Education Minister Peter Weir has told Northern Ireland students who were due to sit A-Level and GCSE exams this summer that he hopes to provide answers on grades by the end of the week.
This year’s summer exams and all primary assessments have been cancelled as the government fights to stop the spread of coronavirus.
Mr Weir, speaking on Radio Ulster's Good Morning Ulster, said that he understood this was an "immensely stressful situation" for students who were due to sit GCSEs and A Levels this summer.
"We have been working very hard with CCEA and a range of stakeholders to ensure that we have fit provision in terms of grades.
"That is also something where there is work ongoing with CCEA and organisations across the water.
"Particularly if we are looking at those important exams, they have to be compatible across the UK.
"That work is virtually at the point of completion. I can't give detail today, but I anticipate in the next two or three days I will be able to give clarity."
He added: "We are living in incredibly stressful and critical times. Adding to that there are tens of thousands of students who need that answer and we are working to be able to provide that and we hope to provide that in the next two or three days."

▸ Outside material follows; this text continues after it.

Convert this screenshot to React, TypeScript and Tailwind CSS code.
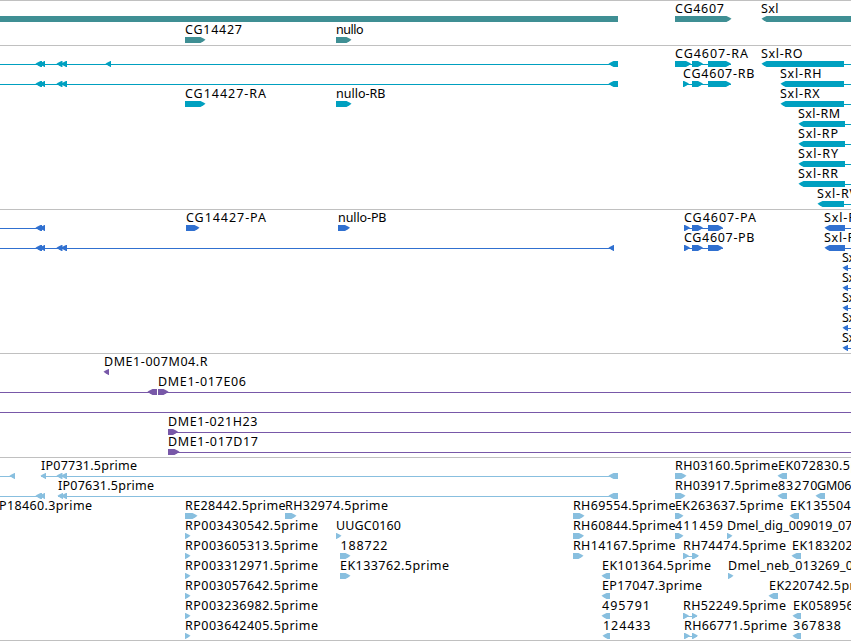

In England and Wales teachers are being asked to send exam boards a range of data on each pupil.
This will include the grade they believe a student would most likely get if teaching, learning and exams had happened as planned.
Schools are also being asked to consider classwork, homework, results in assignments, mock exams, any non-exam assessment or coursework and the student's general progress.
In England and Wales the guidance for teachers is not to submit this information earlier than May 29, giving exam boards time to adapt to receiving lots of information they don't normally deal with.
Ofqual (The Office of Qualifications and Examinations Regulation) is also working with exam boards to see if they can provide exams in the Autumn if pupils request this.
Mr Weir said a call has gone out to retired teachers and classroom assistants to help keep schools open amid the coronavirus pandemic.
He has previously said some schools would need to remain open over the Easter break to accommodate children of key workers and the vulnerable. He has now written to retired teachers and classroom assistants asking them to volunteers.
In his letter, the education minister said retired staff would work alongside existing staff to help supervise children.
Mr Weir said: "It is to provide a pool of volunteers so that we can cope in all situations. At the moment there are nearly 400 schools that are open over Easter.
"They are providing that service outside of normal term time. (It is) to provide the safety and to ensure the provision of those services as staff are rotating.
"This is to have a level of reserve pool so that if we reach in any eventuality a spike in terms of the number of teachers that are off, in a particular area that there are people that can be called upon to provide that service."